------ SOURCE MATERIAL ------
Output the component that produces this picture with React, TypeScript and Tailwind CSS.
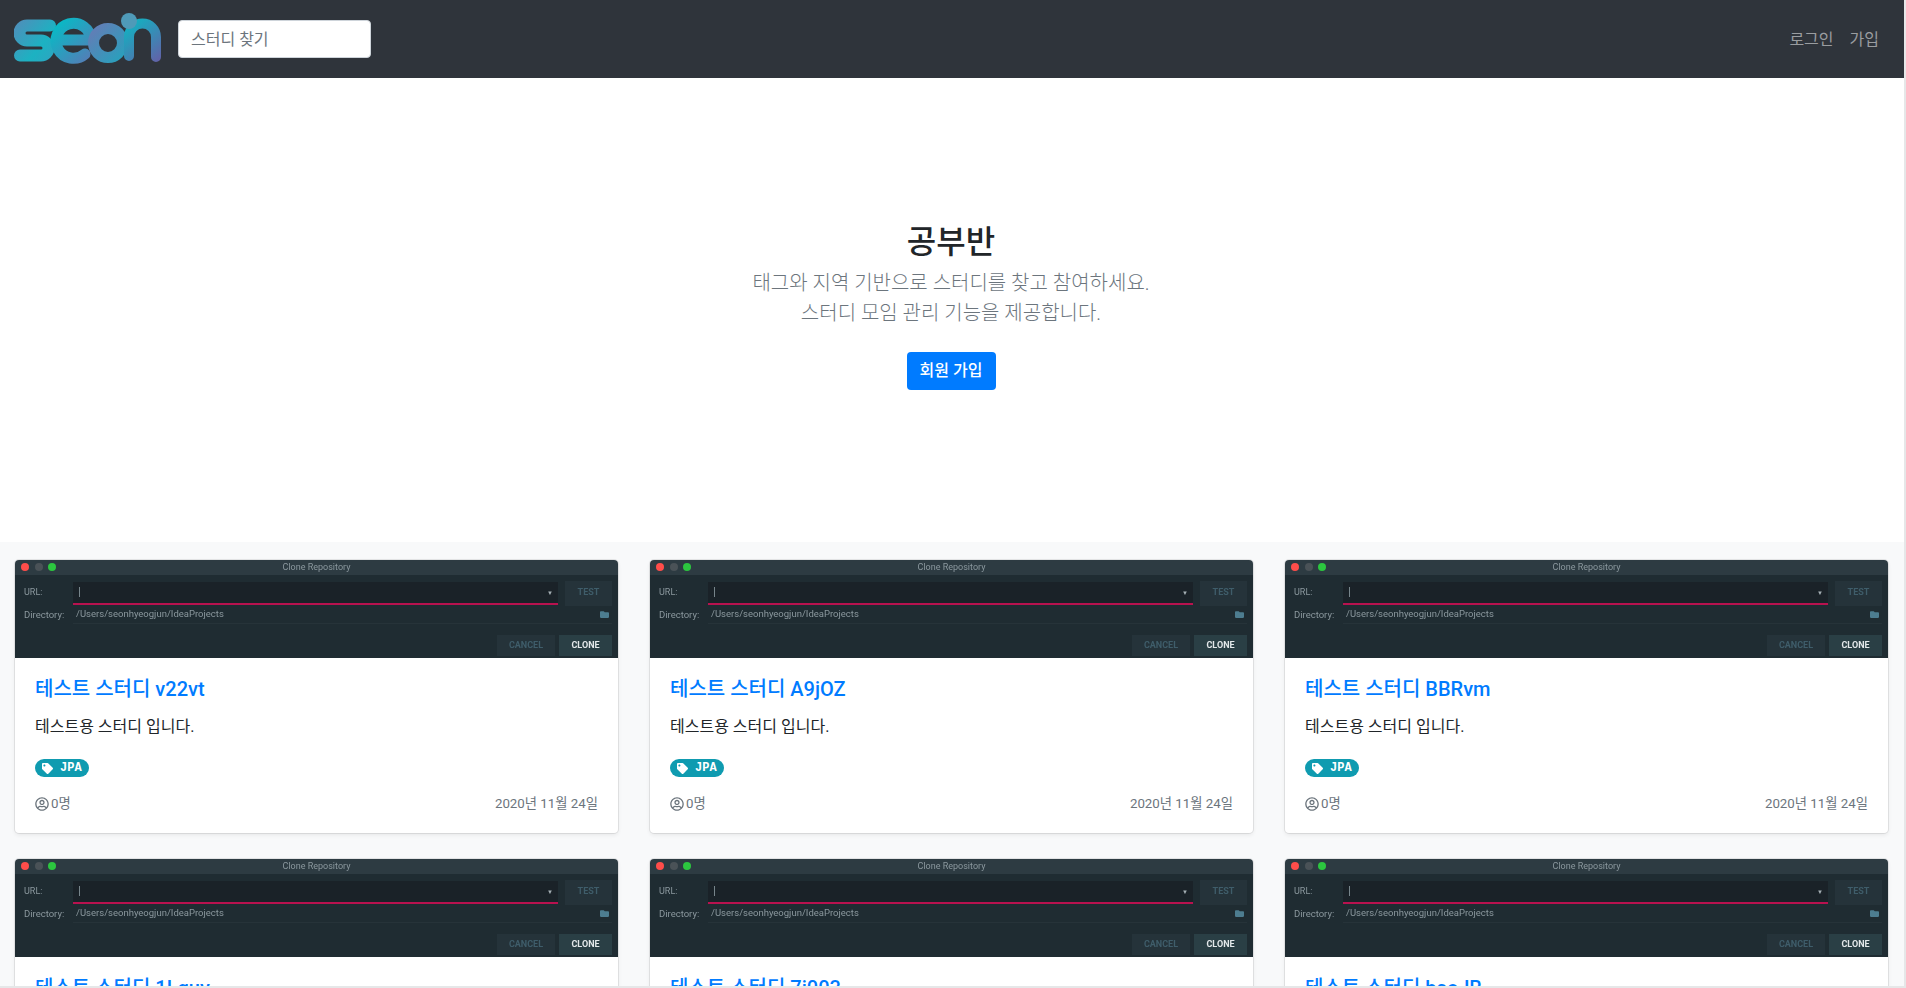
import { FaFolder, FaRegUserCircle, FaTag } from 'react-icons/fa'

const STUDIES = ['v22vt', 'A9jOZ', 'BBRvm', '1Lguv', '7i003', 'bsoJB']

function Logo() {
  return (
    <svg width="150" height="56" viewBox="0 0 150 56" className="shrink-0" aria-label="seon">
      <defs>
        <linearGradient id="seonA" gradientUnits="userSpaceOnUse" x1="0" y1="0" x2="60" y2="50">
          <stop offset="0" stopColor="#5b86b8" />
          <stop offset="0.55" stopColor="#1cb2c2" />
          <stop offset="1" stopColor="#3d9ac0" />
        </linearGradient>
        <linearGradient id="seonB" gradientUnits="userSpaceOnUse" x1="45" y1="8" x2="85" y2="50">
          <stop offset="0" stopColor="#05bcc6" />
          <stop offset="1" stopColor="#5f74b4" />
        </linearGradient>
        <linearGradient id="seonC" gradientUnits="userSpaceOnUse" x1="90" y1="10" x2="130" y2="50">
          <stop offset="0" stopColor="#5f7fb6" />
          <stop offset="1" stopColor="#12aebf" />
        </linearGradient>
        <linearGradient id="seonD" gradientUnits="userSpaceOnUse" x1="115" y1="10" x2="150" y2="52">
          <stop offset="0" stopColor="#0fb4c2" />
          <stop offset="1" stopColor="#6a5aa6" />
        </linearGradient>
      </defs>
      <path d="M36 14.5H13a7.5 7.5 0 0 0 0 15H27a7.5 7.5 0 0 1 0 15H6" fill="none" stroke="url(#seonA)" strokeWidth="12" strokeLinecap="round" />
      <path d="M43 29H77A17.5 17.5 0 1 0 71 43" fill="none" stroke="url(#seonB)" strokeWidth="11" strokeLinecap="round" />
      <circle cx="94" cy="32" r="14.5" fill="none" stroke="url(#seonC)" strokeWidth="11" />
      <path d="M115 45V26a13.5 13.5 0 0 1 27 0V46" fill="none" stroke="url(#seonD)" strokeWidth="10" strokeLinecap="round" />
      <circle cx="115" cy="10" r="8" fill="#4f9ab8" />
    </svg>
  )
}

function NavBar() {
  return (
    <nav className="flex h-[78px] shrink-0 items-center bg-[#2f343b] pr-[25px] pl-[14px]">
      <Logo />
      <input
        placeholder="스터디 찾기"
        className="ml-[14px] h-[38px] w-[193px] rounded border border-[#ced4da] bg-white px-[12px] text-[16px] placeholder:text-[#6c757d]"
      />
      <div className="mt-[2px] ml-auto flex items-center gap-[16px] text-[16px] text-[#9a9da0]">
        <a>로그인</a>
        <a>가입</a>
      </div>
    </nav>
  )
}

function Hero() {
  return (
    <section className="flex h-[464px] shrink-0 flex-col items-center bg-white pt-[142px] pr-[2px] text-center">
      <h2 className="text-[32px] leading-[44px] font-medium text-[#212529]">공부반</h2>
      <p className="mt-[4px] text-[20px] leading-[30px] font-light text-[#6c757d]">
        태그와 지역 기반으로 스터디를 찾고 참여하세요.
        <br />
        스터디 모임 관리 기능을 제공합니다.
      </p>
      <button className="mt-[24px] h-[38px] w-[89px] rounded bg-[#007bff] text-[16px] font-medium text-white">
        회원 가입
      </button>
    </section>
  )
}

// the study cover: a blurry screenshot of the IDE's clone dialog
function CloneDialog() {
  return (
    <div className="flex h-[98px] flex-col bg-[#1f2c32] font-['Roboto',sans-serif] blur-[0.5px]">
      <div className="relative flex h-[15px] shrink-0 items-center justify-center bg-[#2d3b42] text-[9px] text-[#8b989e]">
        <div className="absolute top-[3px] left-[6px] flex gap-[5.5px]">
          <span className="h-[8px] w-[8px] rounded-full bg-[#ff4d4a]" />
          <span className="h-[8px] w-[8px] rounded-full bg-[#4a5257]" />
          <span className="h-[8px] w-[8px] rounded-full bg-[#2cc63f]" />
        </div>
        Clone Repository
      </div>
      <div className="mt-[5px] flex h-[26px] items-center pr-[6px] pl-[9px] text-[9px] text-[#8b989e]">
        <span className="w-[49px]">URL:</span>
        <div className="flex h-[23px] flex-1 items-center justify-between border-b-2 border-[#b8124f] bg-[#1a2228] pr-[5px] pl-[6px]">
          <span className="h-[10px] w-px bg-[#77858b]" />
          <span className="text-[6px] text-[#a5b0b5]">▼</span>
        </div>
        <div className="ml-[7px] flex h-[25px] w-[47px] items-center justify-center bg-[#25333a] text-[9px] font-bold text-[#3f5d6a]">
          TEST
        </div>
      </div>
      <div className="flex h-[18px] items-center pr-[6px] pl-[9px] text-[9.5px] text-[#8b989e]">
        <span className="w-[49px] shrink-0">Directory:</span>
        <div className="flex h-[18px] flex-1 items-center justify-between border-b border-[#263339] pr-[3px] pl-[3px]">
          <span>/Users/seonhyeogjun/IdeaProjects</span>
          <FaFolder className="h-[9px] w-[9px] text-[#4d7d90]" />
        </div>
      </div>
      <div className="mt-[11px] flex justify-end gap-[4px] pr-[6px] text-[9px] font-bold">
        <div className="flex h-[21px] w-[58px] items-center justify-center bg-[#25333a] text-[#3f5d6a]">CANCEL</div>
        <div className="flex h-[21px] w-[53px] items-center justify-center bg-[#2a3f45] text-[#e3e8ea]">CLONE</div>
      </div>
    </div>
  )
}

function StudyCard({ name }: { name: string }) {
  return (
    <article className="overflow-hidden rounded bg-white shadow-[0_0_0_1px_rgba(0,0,0,0.08),0_2px_4px_rgba(0,0,0,0.075)]">
      <CloneDialog />
      <div className="px-[20px] pt-[19px] pb-[19px]">
        <h5 className="text-[20px] leading-[24px] font-medium text-[#007bff]">테스트 스터디 {name}</h5>
        <p className="mt-[14px] text-[16px] leading-[24px] text-[#212529]">테스트용 스터디 입니다.</p>
        <div className="mt-[20px] flex">
          <span className="flex h-[18px] w-[54px] items-center gap-[7px] rounded-full bg-[#0f9bb0] pl-[7px] font-['Liberation_Mono',monospace] text-[12px] font-bold text-white">
            <FaTag className="h-[11px] w-[11px]" />
            JPA
          </span>
        </div>
        <div className="mt-[16px] flex items-center justify-between text-[13.3px] leading-[21px] text-[#6c757d]">
          <span className="flex items-center gap-[2px]">
            <FaRegUserCircle className="h-[14px] w-[14px]" />
            0명
          </span>
          <span>2020년 11월 24일</span>
        </div>
      </div>
    </article>
  )
}

export default function App() {
  return (
    <div className="h-[988px] w-[1906px] overflow-hidden border-r-2 border-b-2 border-[#e6e7e8] font-['Roboto','Noto_Sans_CJK_KR',sans-serif]">
      <div className="flex h-full flex-col overflow-hidden">
        <NavBar />
        <Hero />
        <main className="grid flex-1 grid-cols-3 content-start gap-x-[32px] gap-y-[26px] bg-[#f8f9fa] pt-[18px] pr-[16px] pl-[15px]">
          {STUDIES.map((name) => (
            <StudyCard key={name} name={name} />
          ))}
        </main>
      </div>
    </div>
  )
}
------
GIVEN EXERCISE: Go through the listing above and quote it exactly, apart from its images.

SOLUTION TO THE PROBLEM:
Output the component that produces this picture with React, TypeScript and Tailwind CSS.
import { FaFolder, FaRegUserCircle, FaTag } from 'react-icons/fa'

const STUDIES = ['v22vt', 'A9jOZ', 'BBRvm', '1Lguv', '7i003', 'bsoJB']

function Logo() {
  return (
    <svg width="150" height="56" viewBox="0 0 150 56" className="shrink-0" aria-label="seon">
      <defs>
        <linearGradient id="seonA" gradientUnits="userSpaceOnUse" x1="0" y1="0" x2="60" y2="50">
          <stop offset="0" stopColor="#5b86b8" />
          <stop offset="0.55" stopColor="#1cb2c2" />
          <stop offset="1" stopColor="#3d9ac0" />
        </linearGradient>
        <linearGradient id="seonB" gradientUnits="userSpaceOnUse" x1="45" y1="8" x2="85" y2="50">
          <stop offset="0" stopColor="#05bcc6" />
          <stop offset="1" stopColor="#5f74b4" />
        </linearGradient>
        <linearGradient id="seonC" gradientUnits="userSpaceOnUse" x1="90" y1="10" x2="130" y2="50">
          <stop offset="0" stopColor="#5f7fb6" />
          <stop offset="1" stopColor="#12aebf" />
        </linearGradient>
        <linearGradient id="seonD" gradientUnits="userSpaceOnUse" x1="115" y1="10" x2="150" y2="52">
          <stop offset="0" stopColor="#0fb4c2" />
          <stop offset="1" stopColor="#6a5aa6" />
        </linearGradient>
      </defs>
      <path d="M36 14.5H13a7.5 7.5 0 0 0 0 15H27a7.5 7.5 0 0 1 0 15H6" fill="none" stroke="url(#seonA)" strokeWidth="12" strokeLinecap="round" />
      <path d="M43 29H77A17.5 17.5 0 1 0 71 43" fill="none" stroke="url(#seonB)" strokeWidth="11" strokeLinecap="round" />
      <circle cx="94" cy="32" r="14.5" fill="none" stroke="url(#seonC)" strokeWidth="11" />
      <path d="M115 45V26a13.5 13.5 0 0 1 27 0V46" fill="none" stroke="url(#seonD)" strokeWidth="10" strokeLinecap="round" />
      <circle cx="115" cy="10" r="8" fill="#4f9ab8" />
    </svg>
  )
}

function NavBar() {
  return (
    <nav className="flex h-[78px] shrink-0 items-center bg-[#2f343b] pr-[25px] pl-[14px]">
      <Logo />
      <input
        placeholder="스터디 찾기"
        className="ml-[14px] h-[38px] w-[193px] rounded border border-[#ced4da] bg-white px-[12px] text-[16px] placeholder:text-[#6c757d]"
      />
      <div className="mt-[2px] ml-auto flex items-center gap-[16px] text-[16px] text-[#9a9da0]">
        <a>로그인</a>
        <a>가입</a>
      </div>
    </nav>
  )
}

function Hero() {
  return (
    <section className="flex h-[464px] shrink-0 flex-col items-center bg-white pt-[142px] pr-[2px] text-center">
      <h2 className="text-[32px] leading-[44px] font-medium text-[#212529]">공부반</h2>
      <p className="mt-[4px] text-[20px] leading-[30px] font-light text-[#6c757d]">
        태그와 지역 기반으로 스터디를 찾고 참여하세요.
        <br />
        스터디 모임 관리 기능을 제공합니다.
      </p>
      <button className="mt-[24px] h-[38px] w-[89px] rounded bg-[#007bff] text-[16px] font-medium text-white">
        회원 가입
      </button>
    </section>
  )
}

// the study cover: a blurry screenshot of the IDE's clone dialog
function CloneDialog() {
  return (
    <div className="flex h-[98px] flex-col bg-[#1f2c32] font-['Roboto',sans-serif] blur-[0.5px]">
      <div className="relative flex h-[15px] shrink-0 items-center justify-center bg-[#2d3b42] text-[9px] text-[#8b989e]">
        <div className="absolute top-[3px] left-[6px] flex gap-[5.5px]">
          <span className="h-[8px] w-[8px] rounded-full bg-[#ff4d4a]" />
          <span className="h-[8px] w-[8px] rounded-full bg-[#4a5257]" />
          <span className="h-[8px] w-[8px] rounded-full bg-[#2cc63f]" />
        </div>
        Clone Repository
      </div>
      <div className="mt-[5px] flex h-[26px] items-center pr-[6px] pl-[9px] text-[9px] text-[#8b989e]">
        <span className="w-[49px]">URL:</span>
        <div className="flex h-[23px] flex-1 items-center justify-between border-b-2 border-[#b8124f] bg-[#1a2228] pr-[5px] pl-[6px]">
          <span className="h-[10px] w-px bg-[#77858b]" />
          <span className="text-[6px] text-[#a5b0b5]">▼</span>
        </div>
        <div className="ml-[7px] flex h-[25px] w-[47px] items-center justify-center bg-[#25333a] text-[9px] font-bold text-[#3f5d6a]">
          TEST
        </div>
      </div>
      <div className="flex h-[18px] items-center pr-[6px] pl-[9px] text-[9.5px] text-[#8b989e]">
        <span className="w-[49px] shrink-0">Directory:</span>
        <div className="flex h-[18px] flex-1 items-center justify-between border-b border-[#263339] pr-[3px] pl-[3px]">
          <span>/Users/seonhyeogjun/IdeaProjects</span>
          <FaFolder className="h-[9px] w-[9px] text-[#4d7d90]" />
        </div>
      </div>
      <div className="mt-[11px] flex justify-end gap-[4px] pr-[6px] text-[9px] font-bold">
        <div className="flex h-[21px] w-[58px] items-center justify-center bg-[#25333a] text-[#3f5d6a]">CANCEL</div>
        <div className="flex h-[21px] w-[53px] items-center justify-center bg-[#2a3f45] text-[#e3e8ea]">CLONE</div>
      </div>
    </div>
  )
}

function StudyCard({ name }: { name: string }) {
  return (
    <article className="overflow-hidden rounded bg-white shadow-[0_0_0_1px_rgba(0,0,0,0.08),0_2px_4px_rgba(0,0,0,0.075)]">
      <CloneDialog />
      <div className="px-[20px] pt-[19px] pb-[19px]">
        <h5 className="text-[20px] leading-[24px] font-medium text-[#007bff]">테스트 스터디 {name}</h5>
        <p className="mt-[14px] text-[16px] leading-[24px] text-[#212529]">테스트용 스터디 입니다.</p>
        <div className="mt-[20px] flex">
          <span className="flex h-[18px] w-[54px] items-center gap-[7px] rounded-full bg-[#0f9bb0] pl-[7px] font-['Liberation_Mono',monospace] text-[12px] font-bold text-white">
            <FaTag className="h-[11px] w-[11px]" />
            JPA
          </span>
        </div>
        <div className="mt-[16px] flex items-center justify-between text-[13.3px] leading-[21px] text-[#6c757d]">
          <span className="flex items-center gap-[2px]">
            <FaRegUserCircle className="h-[14px] w-[14px]" />
            0명
          </span>
          <span>2020년 11월 24일</span>
        </div>
      </div>
    </article>
  )
}

export default function App() {
  return (
    <div className="h-[988px] w-[1906px] overflow-hidden border-r-2 border-b-2 border-[#e6e7e8] font-['Roboto','Noto_Sans_CJK_KR',sans-serif]">
      <div className="flex h-full flex-col overflow-hidden">
        <NavBar />
        <Hero />
        <main className="grid flex-1 grid-cols-3 content-start gap-x-[32px] gap-y-[26px] bg-[#f8f9fa] pt-[18px] pr-[16px] pl-[15px]">
          {STUDIES.map((name) => (
            <StudyCard key={name} name={name} />
          ))}
        </main>
      </div>
    </div>
  )
}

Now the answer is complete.